Context exploration is imperfect. The skill reads commits and files, but it doesn’t always find the right context for unfamiliar parts of a codebase. If the relevant constraint lives in a file that doesn’t surface naturally in recent changes, you may need to point to it explicitly at the start. A quick “the relevant logic is in src/lib/tools.ts” is more reliable than hoping the skill finds it on its own.
The pre-implementation gate works best when you hold it. The skill will not run implementation without an approved spec, but nothing stops you from taking the partially-explored idea and running a different agent without the gate. The discipline is yours to maintain. The value of the gate comes from treating it as a real boundary, not an optional mode.
Not every task needs a full session. For work that is genuinely mechanical — renaming a variable, fixing a typo, bumping a version number — the brainstorming process is overhead. The skill is for tasks where what you want is underspecified, not tasks where the change is unambiguous. Learning to distinguish the two is the main practical skill the tool builds over time.

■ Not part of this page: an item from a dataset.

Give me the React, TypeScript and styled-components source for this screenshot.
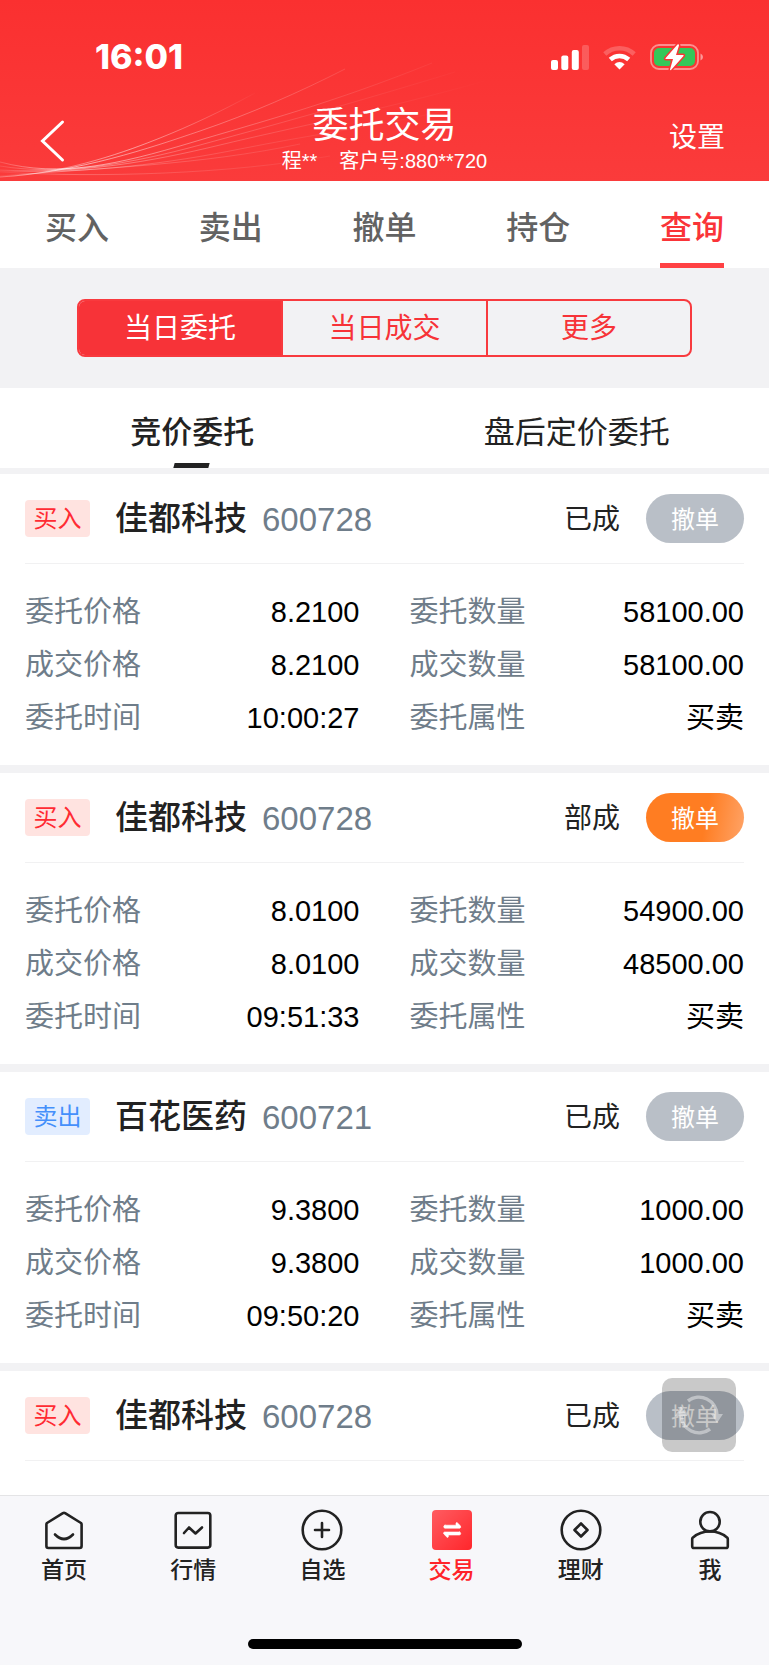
import React from "react";
import styled, { createGlobalStyle, css } from "styled-components";

const GlobalStyle = createGlobalStyle`
  *, *::before, *::after { box-sizing: border-box; }
  body {
    margin: 0;
    background: #fff;
    color: #222;
    font-family: "Liberation Sans", "Noto Sans CJK SC", sans-serif;
  }
  button {
    margin: 0;
    padding: 0;
    border: 0;
    background: none;
    color: inherit;
    font: inherit;
    cursor: pointer;
  }
  h1, h2, dl, dd, dt { margin: 0; font-weight: 400; }
`;

const Screen = styled.div`
  position: relative;
  display: flex;
  flex-direction: column;
  height: 100vh;
  overflow: hidden;
  background: #fff;
`;

/* ---------- header ---------- */

const Header = styled.header`
  position: relative;
  flex: none;
  height: 181px;
  color: #fff;
  background: linear-gradient(#fa3030, #fa3b3b);
`;

const Waves = styled.svg`
  position: absolute;
  left: 0;
  bottom: 0;
`;

const StatusBar = styled.div`
  position: relative;
  display: flex;
  align-items: center;
  justify-content: space-between;
  height: 104px;
  padding: 10px 65px 0 95px;
`;

const Clock = styled.time`
  font: 800 34px/40px Inter, sans-serif;
`;

const StatusIcons = styled.div`
  display: flex;
  align-items: center;
  gap: 14px;
`;

const TitleBar = styled.div`
  position: relative;
  display: grid;
  grid-template-columns: 1fr auto 1fr;
  align-items: center;
  height: 74px;
  padding: 0 40px;
`;

const BackButton = styled.button`
  justify-self: start;
  display: flex;
`;

const SettingsButton = styled.button`
  justify-self: end;
  padding: 0 4px 6px;
  font-size: 28px;
  line-height: 40px;
`;

const TitleBlock = styled.div`
  display: flex;
  flex-direction: column;
  align-items: center;
`;

const Title = styled.h1`
  font-size: 36px;
  line-height: 40px;
`;

const Account = styled.div`
  display: flex;
  gap: 22px;
  font-size: 20px;
  line-height: 30px;
`;

/* ---------- navigation ---------- */

const MainTabs = styled.nav`
  display: flex;
  flex: none;
  height: 87px;
`;

const MainTab = styled.button<{ $active?: boolean }>`
  flex: 1;
  display: flex;
  justify-content: center;
  font-size: 32px;
  font-weight: 500;
  color: ${(p) => (p.$active ? "#fa3438" : "#626262")};

  span {
    display: flex;
    align-items: center;
    height: 87px;
    padding-top: 6px;
    border-bottom: 5px solid ${(p) => (p.$active ? "#ff4144" : "transparent")};
  }
`;

const SegmentArea = styled.div`
  flex: none;
  padding: 31px 10%;
  background: #f2f2f4;
`;

const Segments = styled.div`
  display: flex;
  height: 58px;
  border: 2px solid #f83a3e;
  border-radius: 8px;
  overflow: hidden;
`;

const Segment = styled.button<{ $active?: boolean }>`
  flex: 1;
  padding-bottom: 4px;
  font-size: 28px;
  color: #f73338;

  & + & { border-left: 2px solid #f83a3e; }

  ${(p) =>
    p.$active &&
    css`
      background: #f73338;
      color: #fff;
    `}
`;

const SubTabs = styled.div`
  display: flex;
  flex: none;
  height: 86px;
  padding-bottom: 6px;
  background: linear-gradient(#fff 80px, #f2f2f4 80px);
`;

const SubTab = styled.button<{ $active?: boolean }>`
  position: relative;
  flex: 1;
  padding-top: 3px;
  font-size: 31px;
  font-weight: ${(p) => (p.$active ? 500 : 400)};

  ${(p) =>
    p.$active &&
    css`
      &::after {
        content: "";
        position: absolute;
        left: 50%;
        bottom: 0;
        width: 35px;
        height: 5px;
        margin-left: -18px;
        background: #222;
        transform: skewX(-15deg);
      }
    `}
`;

/* ---------- order list ---------- */

const OrderList = styled.main`
  flex: 1;
  min-height: 0;
  overflow-y: auto;
  scrollbar-width: none;
`;

const Card = styled.article`
  padding: 0 25px;

  & + & { border-top: 8px solid #f2f2f4; }
`;

const CardHead = styled.div`
  display: flex;
  align-items: center;
  height: 90px;
  border-bottom: 1px solid #f1f1f2;
`;

const SideTag = styled.span<{ $side: Side }>`
  width: 65px;
  margin-right: 25px;
  border-radius: 4px;
  font-size: 24px;
  line-height: 37px;
  text-align: center;
  color: ${(p) => (p.$side === "买入" ? "#ff2b33" : "#4590fb")};
  background: ${(p) => (p.$side === "买入" ? "#ffe3e0" : "#e2edff")};
`;

const StockName = styled.h2`
  margin-right: 15px;
  font-size: 33px;
  line-height: 48px;
  font-weight: 500;
`;

const StockCode = styled.span`
  font-size: 33px;
  line-height: 48px;
  padding-top: 2px;
  color: #6f7d8a;
`;

const OrderState = styled.span`
  margin: 0 26px 0 auto;
  padding-bottom: 4px;
  font-size: 28px;
`;

const CancelButton = styled.button<{ $enabled: boolean }>`
  width: 98px;
  height: 49px;
  padding-bottom: 3px;
  border-radius: 25px;
  font-size: 24px;
  color: #fff;
  background: ${(p) =>
    p.$enabled ? "linear-gradient(100deg, #ff7d22 60%, #ffa468)" : "#b9bfc7"};
`;

const Fields = styled.dl`
  display: grid;
  grid-template-columns: 1fr 1fr;
  column-gap: 50px;
  padding: 22px 0 20px;
`;

const Field = styled.div`
  display: flex;
  justify-content: space-between;
  font-size: 29px;
  line-height: 53px;
`;

const FieldLabel = styled.dt`
  color: #6f7d8a;
`;

const FieldValue = styled.dd`
  color: #000;
`;

const RefreshButton = styled.button`
  position: absolute;
  right: 33px;
  bottom: 213px;
  display: flex;
  align-items: center;
  justify-content: center;
  width: 74px;
  height: 74px;
  border-radius: 10px;
  background: rgba(0, 0, 0, 0.21);
`;

/* ---------- bottom bar ---------- */

const BottomBar = styled.footer`
  flex: none;
  height: 170px;
  border-top: 1px solid #e4e4e6;
  background: #f7f7fa;
`;

const BottomNav = styled.nav`
  display: flex;
  justify-content: space-between;
  height: 143px;
  padding: 13px 19px 0 24px;
`;

const NavItem = styled.button<{ $active?: boolean }>`
  display: flex;
  flex-direction: column;
  align-items: center;
  width: 80px;
  height: 82px;
  font-size: 23px;
  line-height: 38px;
  font-weight: 500;
  color: ${(p) => (p.$active ? "#ff2329" : "#222")};
`;

const HomeIndicator = styled.div`
  width: 274px;
  height: 10px;
  margin: 0 auto;
  border-radius: 5px;
  background: #000;
`;

/* ---------- drawings ---------- */

const HeaderWaves = () => (
  <Waves width="490" height="125" viewBox="0 56 490 125" fill="none" aria-hidden="true">
    <defs>
      <linearGradient id="fade" gradientUnits="userSpaceOnUse" x1="0" y1="0" x2="490" y2="0">
        <stop offset="0" stopColor="#fff" stopOpacity="0.15" />
        <stop offset="0.13" stopColor="#fff" stopOpacity="0.6" />
        <stop offset="0.35" stopColor="#fff" stopOpacity="0.35" />
        <stop offset="0.7" stopColor="#fff" stopOpacity="0.12" />
        <stop offset="1" stopColor="#fff" stopOpacity="0" />
      </linearGradient>
      <linearGradient id="fadeShort" gradientUnits="userSpaceOnUse" x1="0" y1="0" x2="260" y2="0">
        <stop offset="0" stopColor="#fff" stopOpacity="0.15" />
        <stop offset="0.5" stopColor="#fff" stopOpacity="0.5" />
        <stop offset="1" stopColor="#fff" stopOpacity="0" />
      </linearGradient>
    </defs>
    <path d="M0 177C70 173 130 150 160 138S220 112 255 93" stroke="url(#fadeShort)" />
    <g stroke="url(#fade)">
      <path d="M0 177C80 172 150 148 200 131S300 92 345 69" />
      <path d="M0 162C60 178 120 164 190 143S330 104 432 63" />
      <path d="M0 166C60 176 130 164 200 145S350 104 455 72" opacity="0.7" />
      <path d="M0 170C80 174 150 162 220 145S370 113 485 81" opacity="0.7" />
      <path d="M0 171C90 174 170 163 240 149S370 127 440 112" opacity="0.5" />
      <path d="M0 176C100 168 200 165 300 144" opacity="0.5" />
      <path d="M0 172C100 178 230 174 330 156" opacity="0.4" />
    </g>
  </Waves>
);

const SignalIcon = () => (
  <svg width="38" height="25" viewBox="0 0 38 25" fill="#fff" aria-hidden="true">
    <rect x="0" y="15" width="7" height="10" rx="2" />
    <rect x="10.300" y="10.500" width="7" height="14.500" rx="2" />
    <rect x="20.800" y="5" width="7" height="20" rx="2" />
    <rect x="31" y="0" width="7" height="25" rx="2" opacity="0.2" />
  </svg>
);

const WifiIcon = () => (
  <svg width="33" height="25" viewBox="0 0 33 25" fill="none" stroke="#fff" aria-hidden="true">
    <path d="M1.800 9A21.500 21.500 0 0 1 31.200 9" strokeWidth="4.500" opacity="0.22" />
    <path d="M7.300 14.500A13.500 13.500 0 0 1 25.700 14.500" strokeWidth="4.500" />
    <path d="M16.500 24.500L11.300 19.200Q16.500 14.800 21.700 19.200Z" fill="#fff" stroke="none" />
  </svg>
);

const BatteryIcon = () => (
  <svg width="54" height="28" viewBox="0 0 54 28" fill="none" aria-hidden="true">
    <rect x="1" y="2" width="47" height="24" rx="8" stroke="#fff" strokeWidth="1.800" opacity="0.45" />
    <rect x="4" y="5" width="41" height="18" rx="5" fill="#34c759" />
    <path d="M50.500 10.500Q53 11.500 53 14T50.500 17.500Z" fill="#fff" opacity="0.5" />
    <path
      d="M27.500 1.500L15.500 15.200Q15 16 16 16H23L20 26.500Q20 28 21.500 26.500L33.500 13Q34 12 33 12H26L29 2.500Q28.800 .5 27.500 1.500Z"
      fill="#fff"
      stroke="#fa3535"
      strokeWidth="3"
      paintOrder="stroke"
    />
  </svg>
);

const BackIcon = () => (
  <svg width="26" height="44" viewBox="0 0 26 44" fill="none" aria-hidden="true">
    <path d="M22.500 3L2.500 22L22.500 41" stroke="#fff" strokeWidth="3" strokeLinecap="round" />
  </svg>
);

const RefreshIcon = () => (
  <svg width="48" height="44" viewBox="0 0 48 44" fill="none" stroke="#fff" strokeWidth="3.500" opacity="0.42" aria-hidden="true">
    <path d="M13 8A18 18 0 0 1 42 22" />
    <path d="M35 36A18 18 0 0 1 6 22" />
    <path d="M36 21H48L42 30Z" fill="#fff" stroke="none" />
    <path d="M0 23H12L6 13Z" fill="#fff" stroke="none" />
  </svg>
);

const NavIcon = ({ children }: { children: React.ReactNode }) => (
  <svg
    width="42"
    height="42"
    viewBox="0 0 42 42"
    fill="none"
    stroke="currentColor"
    strokeWidth="2.600"
    strokeLinecap="round"
    strokeLinejoin="round"
    aria-hidden="true"
  >
    {children}
  </svg>
);

const HomeIcon = () => (
  <NavIcon>
    <path d="M19.900 4.200Q21 3.600 22.100 4.200L38 14Q38.600 14.500 38.600 15.500V37Q38.600 39 36.600 39H5.400Q3.400 39 3.400 37V15.500Q3.400 14.500 4 14Z" />
    <path d="M12 25.500Q21 34.500 30 25.500" />
  </NavIcon>
);

const MarketIcon = () => (
  <NavIcon>
    <rect x="3.700" y="4" width="34.600" height="34.600" rx="2.500" />
    <path d="M12 24L17 18.500L23.500 24.500L30 18.500" />
  </NavIcon>
);

const WatchIcon = () => (
  <NavIcon>
    <circle cx="21" cy="21" r="19.300" />
    <path d="M14 21H28M21 14V28" />
  </NavIcon>
);

const TradeIcon = () => (
  <NavIcon>
    <defs>
      <linearGradient id="trade" x1="0" y1="0" x2="1" y2="1">
        <stop offset="0" stopColor="#ff5c61" />
        <stop offset="1" stopColor="#ff262b" />
      </linearGradient>
    </defs>
    <rect x="1" y="1" width="40" height="40" rx="4" fill="url(#trade)" stroke="none" />
    <path
      d="M14 16.200H25V14.200Q25.200 13.200 26.300 13.800L29.400 16.800Q30.400 18.800 28.800 19.200H14Q12.700 19 12.700 17.700T14 16.200ZM28.400 23H13.500Q12 23.400 12.800 25L16 28.200Q17.300 28.800 17.400 27.600V26H28.400Q29.700 25.800 29.700 24.500T28.400 23Z"
      fill="#fff"
      stroke="#fff"
      strokeWidth="0.600"
    />
  </NavIcon>
);

const WealthIcon = () => (
  <NavIcon>
    <circle cx="21" cy="21" r="19.300" />
    <path d="M21 14.500L27.500 21L21 27.500L14.500 21Z" />
  </NavIcon>
);

const MeIcon = () => (
  <NavIcon>
    <circle cx="21" cy="12.700" r="9.700" />
    <path d="M21 22.400C28 22.400 34 25 38.300 28.700Q38.800 29.200 38.800 30V37.200Q38.800 39 37 39H5Q3.200 39 3.200 37.200V30Q3.200 29.200 3.700 28.700C8 25 14 22.400 21 22.400Z" />
  </NavIcon>
);

/* ---------- data ---------- */

type Side = "买入" | "卖出";

interface Order {
  side: Side;
  name: string;
  code: string;
  state: string;
  cancellable?: boolean;
  fields?: [string, string][];
}

const details = (
  price: string,
  quantity: string,
  dealPrice: string,
  dealQuantity: string,
  time: string
): [string, string][] => [
  ["委托价格", price],
  ["委托数量", quantity],
  ["成交价格", dealPrice],
  ["成交数量", dealQuantity],
  ["委托时间", time],
  ["委托属性", "买卖"],
];

const orders: Order[] = [
  {
    side: "买入",
    name: "佳都科技",
    code: "600728",
    state: "已成",
    fields: details("8.2100", "58100.00", "8.2100", "58100.00", "10:00:27"),
  },
  {
    side: "买入",
    name: "佳都科技",
    code: "600728",
    state: "部成",
    cancellable: true,
    fields: details("8.0100", "54900.00", "8.0100", "48500.00", "09:51:33"),
  },
  {
    side: "卖出",
    name: "百花医药",
    code: "600721",
    state: "已成",
    fields: details("9.3800", "1000.00", "9.3800", "1000.00", "09:50:20"),
  },
  { side: "买入", name: "佳都科技", code: "600728", state: "已成" },
];

const mainTabs = ["买入", "卖出", "撤单", "持仓", "查询"];
const segments = ["当日委托", "当日成交", "更多"];
const subTabs = ["竞价委托", "盘后定价委托"];

const navItems = [
  { label: "首页", Icon: HomeIcon },
  { label: "行情", Icon: MarketIcon },
  { label: "自选", Icon: WatchIcon },
  { label: "交易", Icon: TradeIcon },
  { label: "理财", Icon: WealthIcon },
  { label: "我", Icon: MeIcon },
];

const OrderCard = ({ order }: { order: Order }) => (
  <Card>
    <CardHead>
      <SideTag $side={order.side}>{order.side}</SideTag>
      <StockName>{order.name}</StockName>
      <StockCode>{order.code}</StockCode>
      <OrderState>{order.state}</OrderState>
      <CancelButton $enabled={!!order.cancellable} disabled={!order.cancellable}>
        撤单
      </CancelButton>
    </CardHead>
    {order.fields && (
      <Fields>
        {order.fields.map(([label, value]) => (
          <Field key={label}>
            <FieldLabel>{label}</FieldLabel>
            <FieldValue>{value}</FieldValue>
          </Field>
        ))}
      </Fields>
    )}
  </Card>
);

export default function App() {
  return (
    <>
      <GlobalStyle />
      <Screen>
        <Header>
          <HeaderWaves />
          <StatusBar>
            <Clock>16:01</Clock>
            <StatusIcons>
              <SignalIcon />
              <WifiIcon />
              <BatteryIcon />
            </StatusIcons>
          </StatusBar>
          <TitleBar>
            <BackButton aria-label="返回">
              <BackIcon />
            </BackButton>
            <TitleBlock>
              <Title>委托交易</Title>
              <Account>
                <span>程**</span>
                <span>客户号:880**720</span>
              </Account>
            </TitleBlock>
            <SettingsButton>设置</SettingsButton>
          </TitleBar>
        </Header>

        <MainTabs>
          {mainTabs.map((tab) => (
            <MainTab key={tab} $active={tab === "查询"}>
              <span>{tab}</span>
            </MainTab>
          ))}
        </MainTabs>

        <SegmentArea>
          <Segments>
            {segments.map((segment) => (
              <Segment key={segment} $active={segment === "当日委托"}>
                {segment}
              </Segment>
            ))}
          </Segments>
        </SegmentArea>

        <SubTabs>
          {subTabs.map((tab) => (
            <SubTab key={tab} $active={tab === "竞价委托"}>
              {tab}
            </SubTab>
          ))}
        </SubTabs>

        <OrderList>
          {orders.map((order, index) => (
            <OrderCard key={index} order={order} />
          ))}
        </OrderList>

        <RefreshButton aria-label="刷新">
          <RefreshIcon />
        </RefreshButton>

        <BottomBar>
          <BottomNav>
            {navItems.map(({ label, Icon }) => (
              <NavItem key={label} $active={label === "交易"}>
                <Icon />
                {label}
              </NavItem>
            ))}
          </BottomNav>
          <HomeIndicator />
        </BottomBar>
      </Screen>
    </>
  );
}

A useful test: if you can write the complete spec yourself in two sentences before invoking anything, skip brainstorming. If you can’t, it’s worth the session.
For the common case — a feature or refactor where you have a rough idea but not a precise spec — the brainstorming skill does what it says. It turns a rough idea into a written spec before code runs. That’s the failure mode it prevents.
As agentic coding tools become faster and more autonomous, the value of the forcing-function at the front of the process increases rather than decreases. A faster agent that implements the wrong thing faster is not an improvement. The spec step doesn’t slow the work down — it moves the thinking to where it costs least.
The brainstorming skill is not a safeguard against a bad agent. It is a safeguard against a good agent that doesn’t yet know what you actually want. That distinction is what makes the pre-implementation gate non-negotiable rather than configurable: the failure mode it prevents is proportional to how capable the agent is, not inversely proportional to it.